Confucianism, as a cultural informal system, has a moderating role in the energy transition, but its specific transmission mechanism has not been quantitatively analyzed. The cultural informal system influences carbon emissions through channels such as social trust and governance thinking, but the specific paths of action and time lags of these channels need further study. This begins with tracing how Confucian cultural endowments influence mediating mechanisms like social trust networks and corporate governance practices, ultimately shaping emission-intensive production and consumption patterns.

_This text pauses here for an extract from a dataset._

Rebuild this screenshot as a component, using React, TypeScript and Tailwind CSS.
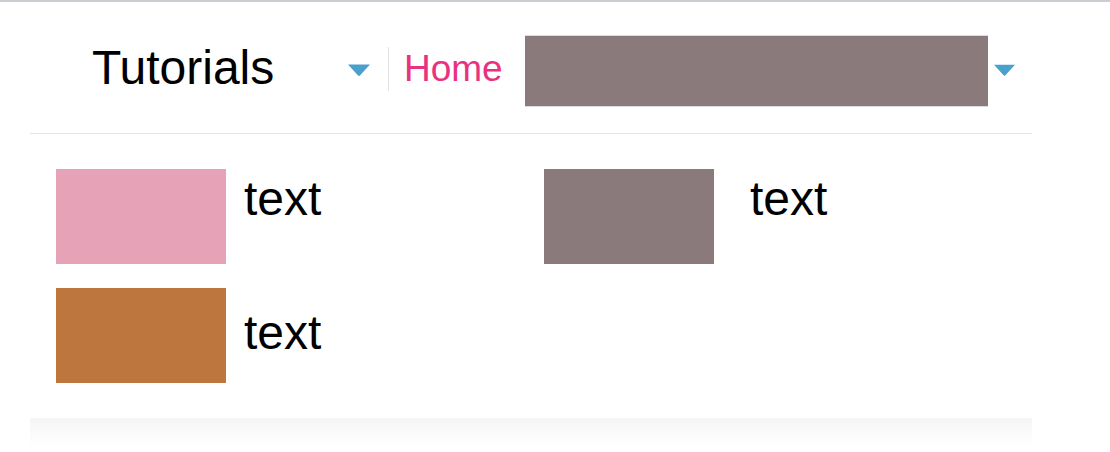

Crucially, future work should investigate institutional complementarity between Confucian norms and formal regulations through policy experiments in pilot zones, supported by longitudinal databases tracking cultural-institutional synergies across development stages.

Emerging frontiers call for reimagining carbon equity and energy justice through three lenses: (1) examining how smart city technologies mediate between cultural systems and carbon governance, particularly through AI-driven simulations incorporating cultural variables; (2) developing intergenerational equity models that embed Confucian filial ethics into long-term decarbonization commitments; and (3) constructing transnational frameworks analyzing how localized cultural systems interface with global climate regimes. Realizing these ambitions necessitates forming transdisciplinary consortia integrating energy engineering, cultural geography, and computational social science expertise—ultimately forging context-sensitive transition frameworks that harmonize technological pathways with cultural-institutional ecosystems.

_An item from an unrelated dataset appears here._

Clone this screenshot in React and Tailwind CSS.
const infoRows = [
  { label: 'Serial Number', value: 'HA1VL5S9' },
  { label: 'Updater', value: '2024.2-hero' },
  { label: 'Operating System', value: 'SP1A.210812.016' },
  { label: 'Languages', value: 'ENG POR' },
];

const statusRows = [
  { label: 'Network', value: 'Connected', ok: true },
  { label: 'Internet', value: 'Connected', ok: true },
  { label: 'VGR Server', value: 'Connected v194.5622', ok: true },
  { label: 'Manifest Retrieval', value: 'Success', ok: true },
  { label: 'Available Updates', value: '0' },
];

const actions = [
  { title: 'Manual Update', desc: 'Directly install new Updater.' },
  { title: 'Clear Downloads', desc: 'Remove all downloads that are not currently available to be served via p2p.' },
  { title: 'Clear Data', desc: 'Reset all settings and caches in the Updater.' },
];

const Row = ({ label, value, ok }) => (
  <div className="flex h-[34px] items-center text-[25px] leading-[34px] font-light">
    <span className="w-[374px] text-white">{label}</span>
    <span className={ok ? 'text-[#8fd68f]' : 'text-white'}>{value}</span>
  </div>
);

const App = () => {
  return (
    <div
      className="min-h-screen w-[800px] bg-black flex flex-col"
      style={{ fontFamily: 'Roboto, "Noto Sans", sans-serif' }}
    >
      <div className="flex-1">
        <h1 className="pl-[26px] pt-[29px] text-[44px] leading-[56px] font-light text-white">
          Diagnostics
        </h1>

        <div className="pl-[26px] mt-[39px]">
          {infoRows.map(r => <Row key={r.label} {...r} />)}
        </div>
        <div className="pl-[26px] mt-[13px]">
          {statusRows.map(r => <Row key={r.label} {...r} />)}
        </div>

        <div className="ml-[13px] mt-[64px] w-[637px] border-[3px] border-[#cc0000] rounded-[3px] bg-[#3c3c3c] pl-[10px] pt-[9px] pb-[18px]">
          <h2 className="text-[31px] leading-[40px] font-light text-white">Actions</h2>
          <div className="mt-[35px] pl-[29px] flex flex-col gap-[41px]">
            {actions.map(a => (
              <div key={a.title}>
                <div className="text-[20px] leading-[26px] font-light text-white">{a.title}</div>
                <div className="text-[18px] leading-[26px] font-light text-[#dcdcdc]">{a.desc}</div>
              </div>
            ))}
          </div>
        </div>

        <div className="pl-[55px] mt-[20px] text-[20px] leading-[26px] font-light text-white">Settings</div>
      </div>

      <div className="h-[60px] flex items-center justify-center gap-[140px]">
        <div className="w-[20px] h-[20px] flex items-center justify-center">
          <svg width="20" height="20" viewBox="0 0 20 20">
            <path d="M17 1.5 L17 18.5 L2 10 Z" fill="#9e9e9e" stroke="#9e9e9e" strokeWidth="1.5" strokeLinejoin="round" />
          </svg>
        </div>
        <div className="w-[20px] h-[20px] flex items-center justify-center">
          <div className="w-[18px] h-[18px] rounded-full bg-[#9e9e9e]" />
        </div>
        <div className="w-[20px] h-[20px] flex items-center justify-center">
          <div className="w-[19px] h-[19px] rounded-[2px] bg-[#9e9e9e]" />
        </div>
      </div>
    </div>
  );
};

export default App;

6. Conclusions and Recommendations

6.1. Conclusions

Based on panel data of 256 cities across China from 2000 to 2021, this paper characterizes urban energy transition with NEDC policy, empirically examines the urban carbon equity effect of energy system transition using the DID method, and explores the moderating role of Confucianism in it. The findings of the study include the following:

(1) China’s national carbon emission Gini coefficient, though currently below 0.4, reveals an upward trend from 2000 to 2021, indicating growing inequality in carbon distribution. (2) The NEDC policy appears to worsen urban carbon inequality, a finding that survives rigorous testing, including parallel trend and placebo tests, and remains robust after accounting for confounding policies and factors. (3) Confucianism positively moderates energy transitions, fostering urban carbon equity. (4) The impact of policy synergy between Confucianism and NEDC policy on urban carbon equity is characterized by typical heterogeneity. Specifically, the synergistic effect of Confucianism and NEDC policy is more significant in non-old industrial base cities and non-resource-dependent cities; the positive effect of Confucianism on promoting carbon equity is not obvious in resource-dependent cities and old industrial base cities.

6.2. Policy Recommendations

Optimizing NEDC policy according to local conditions. The policy framework should be adjusted in regions where carbon emissions are unevenly distributed or where the NEDC policy has proven ineffective, ensuring alignment with regional realities. For resource-dependent cities and old industrial base cities, where the positive impact of Confucianism on carbon equity is less pronounced, increased policy support and financial investment are critical. Targeted interventions such as subsidies for green technology adoption, incentives for economic diversification, and support for energy system transformation can help break path dependencies. Culturally resonant areas could amplify bottom-up community-driven transitions anchored in Confucian collectivism. This multi-layered approach—spatially differentiated regulation, cultural-policy synergy, redistributive market mechanisms, and adaptive governance—constitutes a coherent framework to reconcile decarbonization imperatives with interregional equity, aligning China’s climate trajectory with its ecological civilization ethos.

Strengthen the organic integration of Confucianism promotion and energy transition policies. First, Confucianism’s ecological and ethical principles should be embedded in policy communication to increase public awareness and acceptance of renewable energy, thereby strengthening the social foundation for policy implementation. Second, enterprises can be encouraged to adopt Confucian values of responsibility and integrity to enhance environmental stewardship. This can be achieved through incentives for green technological innovation and sustainable industrial upgrades. Finally, aligning Confucian ethical frameworks with modern governance practices can drive green innovation and support equitable energy transitions.

Promote cooperation and coordination of regional carbon emissions. To mitigate the persistent rise in national carbon inequality, a dual-track redistribution system should be established. First, a unified carbon trading platform must prioritize equitable initial allowance allocation, embedding compensatory mechanisms for historically marginalized regions. Second, industrial relocation partnerships should be formalized, requiring high-carbon-capacity regions to provide technology transfer and green industrial spillovers to less-developed counterparts. The framework could be reinforced through fiscal equalization policies that redirect carbon tax revenues toward renewable energy infrastructure in carbon-vulnerable regions.